Instruction.
Print all of the lines exactly. Any picture among them stays out.

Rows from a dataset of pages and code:
++++++++

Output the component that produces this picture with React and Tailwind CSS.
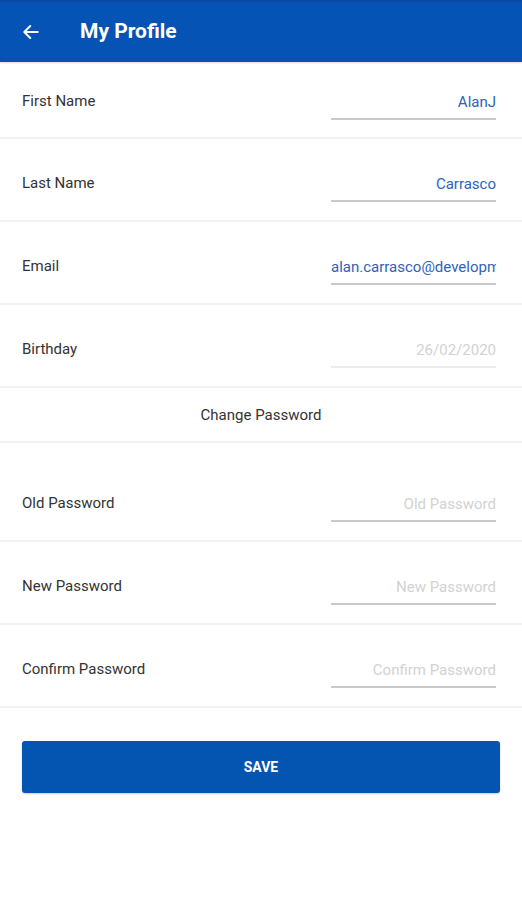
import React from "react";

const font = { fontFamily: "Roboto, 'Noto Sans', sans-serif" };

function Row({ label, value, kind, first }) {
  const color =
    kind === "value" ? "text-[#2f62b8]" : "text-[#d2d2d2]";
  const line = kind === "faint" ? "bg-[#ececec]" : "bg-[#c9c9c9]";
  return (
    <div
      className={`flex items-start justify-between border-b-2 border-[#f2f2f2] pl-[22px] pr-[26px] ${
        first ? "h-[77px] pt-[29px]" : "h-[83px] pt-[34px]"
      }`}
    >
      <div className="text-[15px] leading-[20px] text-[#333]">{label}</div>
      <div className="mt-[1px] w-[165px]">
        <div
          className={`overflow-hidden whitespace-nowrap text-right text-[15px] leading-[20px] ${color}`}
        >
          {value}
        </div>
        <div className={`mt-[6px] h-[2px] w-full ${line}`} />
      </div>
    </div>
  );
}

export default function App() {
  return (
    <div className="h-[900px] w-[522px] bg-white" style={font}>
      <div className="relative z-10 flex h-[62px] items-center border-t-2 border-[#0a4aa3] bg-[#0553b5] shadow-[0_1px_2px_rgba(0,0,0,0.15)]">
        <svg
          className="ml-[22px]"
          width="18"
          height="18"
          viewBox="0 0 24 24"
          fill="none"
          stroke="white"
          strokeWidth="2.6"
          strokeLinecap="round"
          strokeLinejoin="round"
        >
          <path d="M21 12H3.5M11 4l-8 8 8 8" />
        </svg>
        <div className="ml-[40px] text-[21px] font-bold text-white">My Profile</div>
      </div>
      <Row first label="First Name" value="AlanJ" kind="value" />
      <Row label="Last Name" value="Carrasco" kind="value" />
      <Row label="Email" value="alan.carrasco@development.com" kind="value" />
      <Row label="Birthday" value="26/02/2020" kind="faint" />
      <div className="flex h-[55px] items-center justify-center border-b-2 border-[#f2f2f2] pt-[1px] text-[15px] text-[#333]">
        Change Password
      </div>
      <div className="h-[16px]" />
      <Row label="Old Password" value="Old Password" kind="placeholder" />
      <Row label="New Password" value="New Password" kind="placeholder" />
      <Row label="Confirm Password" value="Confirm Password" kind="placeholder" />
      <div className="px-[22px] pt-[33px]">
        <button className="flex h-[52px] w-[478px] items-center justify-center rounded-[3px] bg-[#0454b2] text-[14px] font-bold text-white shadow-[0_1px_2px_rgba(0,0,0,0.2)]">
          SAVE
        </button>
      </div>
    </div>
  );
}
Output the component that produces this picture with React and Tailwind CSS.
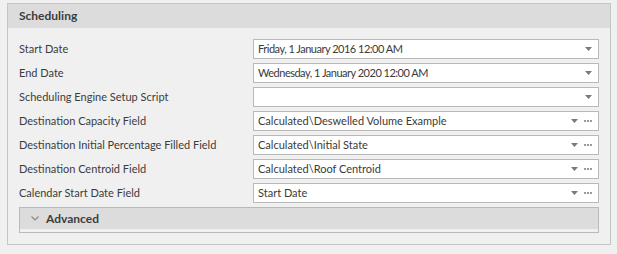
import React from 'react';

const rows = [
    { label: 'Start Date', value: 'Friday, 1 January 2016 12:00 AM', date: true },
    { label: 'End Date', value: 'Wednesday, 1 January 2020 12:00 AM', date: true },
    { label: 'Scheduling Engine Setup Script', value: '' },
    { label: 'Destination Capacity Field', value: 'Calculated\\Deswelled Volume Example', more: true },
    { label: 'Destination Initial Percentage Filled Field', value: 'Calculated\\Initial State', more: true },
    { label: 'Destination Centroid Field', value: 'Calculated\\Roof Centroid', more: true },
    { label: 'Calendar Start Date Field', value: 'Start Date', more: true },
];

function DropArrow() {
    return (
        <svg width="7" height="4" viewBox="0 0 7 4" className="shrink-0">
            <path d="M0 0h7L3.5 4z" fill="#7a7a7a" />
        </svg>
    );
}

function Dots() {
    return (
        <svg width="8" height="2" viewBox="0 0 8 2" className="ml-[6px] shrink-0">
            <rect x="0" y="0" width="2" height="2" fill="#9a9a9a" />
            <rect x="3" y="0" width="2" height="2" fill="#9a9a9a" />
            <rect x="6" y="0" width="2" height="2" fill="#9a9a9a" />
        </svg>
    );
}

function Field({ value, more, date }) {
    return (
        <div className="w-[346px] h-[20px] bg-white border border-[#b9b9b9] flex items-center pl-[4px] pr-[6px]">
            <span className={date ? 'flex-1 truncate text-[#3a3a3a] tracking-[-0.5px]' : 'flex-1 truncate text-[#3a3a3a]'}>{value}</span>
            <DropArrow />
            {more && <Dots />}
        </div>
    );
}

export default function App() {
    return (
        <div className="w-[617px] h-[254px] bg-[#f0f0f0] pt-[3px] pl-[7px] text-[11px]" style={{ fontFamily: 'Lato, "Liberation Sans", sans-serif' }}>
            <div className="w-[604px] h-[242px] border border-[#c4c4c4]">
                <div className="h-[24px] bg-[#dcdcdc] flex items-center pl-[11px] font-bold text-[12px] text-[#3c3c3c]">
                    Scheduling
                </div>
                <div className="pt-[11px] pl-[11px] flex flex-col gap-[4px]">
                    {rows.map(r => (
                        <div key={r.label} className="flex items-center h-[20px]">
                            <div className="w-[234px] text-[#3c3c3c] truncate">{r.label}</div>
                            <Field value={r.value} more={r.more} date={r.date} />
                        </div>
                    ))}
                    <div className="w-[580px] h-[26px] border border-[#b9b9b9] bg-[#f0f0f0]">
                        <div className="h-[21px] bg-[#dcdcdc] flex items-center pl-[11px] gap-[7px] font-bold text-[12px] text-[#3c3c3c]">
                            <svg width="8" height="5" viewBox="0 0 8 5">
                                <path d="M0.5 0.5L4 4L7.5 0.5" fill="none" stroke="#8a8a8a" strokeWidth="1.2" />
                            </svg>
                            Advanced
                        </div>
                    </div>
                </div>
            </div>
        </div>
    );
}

++++++++

Answer for the task.
Output the component that produces this picture with React and Tailwind CSS.
import React from "react";

const font = { fontFamily: "Roboto, 'Noto Sans', sans-serif" };

function Row({ label, value, kind, first }) {
  const color =
    kind === "value" ? "text-[#2f62b8]" : "text-[#d2d2d2]";
  const line = kind === "faint" ? "bg-[#ececec]" : "bg-[#c9c9c9]";
  return (
    <div
      className={`flex items-start justify-between border-b-2 border-[#f2f2f2] pl-[22px] pr-[26px] ${
        first ? "h-[77px] pt-[29px]" : "h-[83px] pt-[34px]"
      }`}
    >
      <div className="text-[15px] leading-[20px] text-[#333]">{label}</div>
      <div className="mt-[1px] w-[165px]">
        <div
          className={`overflow-hidden whitespace-nowrap text-right text-[15px] leading-[20px] ${color}`}
        >
          {value}
        </div>
        <div className={`mt-[6px] h-[2px] w-full ${line}`} />
      </div>
    </div>
  );
}

export default function App() {
  return (
    <div className="h-[900px] w-[522px] bg-white" style={font}>
      <div className="relative z-10 flex h-[62px] items-center border-t-2 border-[#0a4aa3] bg-[#0553b5] shadow-[0_1px_2px_rgba(0,0,0,0.15)]">
        <svg
          className="ml-[22px]"
          width="18"
          height="18"
          viewBox="0 0 24 24"
          fill="none"
          stroke="white"
          strokeWidth="2.6"
          strokeLinecap="round"
          strokeLinejoin="round"
        >
          <path d="M21 12H3.5M11 4l-8 8 8 8" />
        </svg>
        <div className="ml-[40px] text-[21px] font-bold text-white">My Profile</div>
      </div>
      <Row first label="First Name" value="AlanJ" kind="value" />
      <Row label="Last Name" value="Carrasco" kind="value" />
      <Row label="Email" value="alan.carrasco@development.com" kind="value" />
      <Row label="Birthday" value="26/02/2020" kind="faint" />
      <div className="flex h-[55px] items-center justify-center border-b-2 border-[#f2f2f2] pt-[1px] text-[15px] text-[#333]">
        Change Password
      </div>
      <div className="h-[16px]" />
      <Row label="Old Password" value="Old Password" kind="placeholder" />
      <Row label="New Password" value="New Password" kind="placeholder" />
      <Row label="Confirm Password" value="Confirm Password" kind="placeholder" />
      <div className="px-[22px] pt-[33px]">
        <button className="flex h-[52px] w-[478px] items-center justify-center rounded-[3px] bg-[#0454b2] text-[14px] font-bold text-white shadow-[0_1px_2px_rgba(0,0,0,0.2)]">
          SAVE
        </button>
      </div>
    </div>
  );
}
Output the component that produces this picture with React and Tailwind CSS.
import React from 'react';

const rows = [
    { label: 'Start Date', value: 'Friday, 1 January 2016 12:00 AM', date: true },
    { label: 'End Date', value: 'Wednesday, 1 January 2020 12:00 AM', date: true },
    { label: 'Scheduling Engine Setup Script', value: '' },
    { label: 'Destination Capacity Field', value: 'Calculated\\Deswelled Volume Example', more: true },
    { label: 'Destination Initial Percentage Filled Field', value: 'Calculated\\Initial State', more: true },
    { label: 'Destination Centroid Field', value: 'Calculated\\Roof Centroid', more: true },
    { label: 'Calendar Start Date Field', value: 'Start Date', more: true },
];

function DropArrow() {
    return (
        <svg width="7" height="4" viewBox="0 0 7 4" className="shrink-0">
            <path d="M0 0h7L3.5 4z" fill="#7a7a7a" />
        </svg>
    );
}

function Dots() {
    return (
        <svg width="8" height="2" viewBox="0 0 8 2" className="ml-[6px] shrink-0">
            <rect x="0" y="0" width="2" height="2" fill="#9a9a9a" />
            <rect x="3" y="0" width="2" height="2" fill="#9a9a9a" />
            <rect x="6" y="0" width="2" height="2" fill="#9a9a9a" />
        </svg>
    );
}

function Field({ value, more, date }) {
    return (
        <div className="w-[346px] h-[20px] bg-white border border-[#b9b9b9] flex items-center pl-[4px] pr-[6px]">
            <span className={date ? 'flex-1 truncate text-[#3a3a3a] tracking-[-0.5px]' : 'flex-1 truncate text-[#3a3a3a]'}>{value}</span>
            <DropArrow />
            {more && <Dots />}
        </div>
    );
}

export default function App() {
    return (
        <div className="w-[617px] h-[254px] bg-[#f0f0f0] pt-[3px] pl-[7px] text-[11px]" style={{ fontFamily: 'Lato, "Liberation Sans", sans-serif' }}>
            <div className="w-[604px] h-[242px] border border-[#c4c4c4]">
                <div className="h-[24px] bg-[#dcdcdc] flex items-center pl-[11px] font-bold text-[12px] text-[#3c3c3c]">
                    Scheduling
                </div>
                <div className="pt-[11px] pl-[11px] flex flex-col gap-[4px]">
                    {rows.map(r => (
                        <div key={r.label} className="flex items-center h-[20px]">
                            <div className="w-[234px] text-[#3c3c3c] truncate">{r.label}</div>
                            <Field value={r.value} more={r.more} date={r.date} />
                        </div>
                    ))}
                    <div className="w-[580px] h-[26px] border border-[#b9b9b9] bg-[#f0f0f0]">
                        <div className="h-[21px] bg-[#dcdcdc] flex items-center pl-[11px] gap-[7px] font-bold text-[12px] text-[#3c3c3c]">
                            <svg width="8" height="5" viewBox="0 0 8 5">
                                <path d="M0.5 0.5L4 4L7.5 0.5" fill="none" stroke="#8a8a8a" strokeWidth="1.2" />
                            </svg>
                            Advanced
                        </div>
                    </div>
                </div>
            </div>
        </div>
    );
}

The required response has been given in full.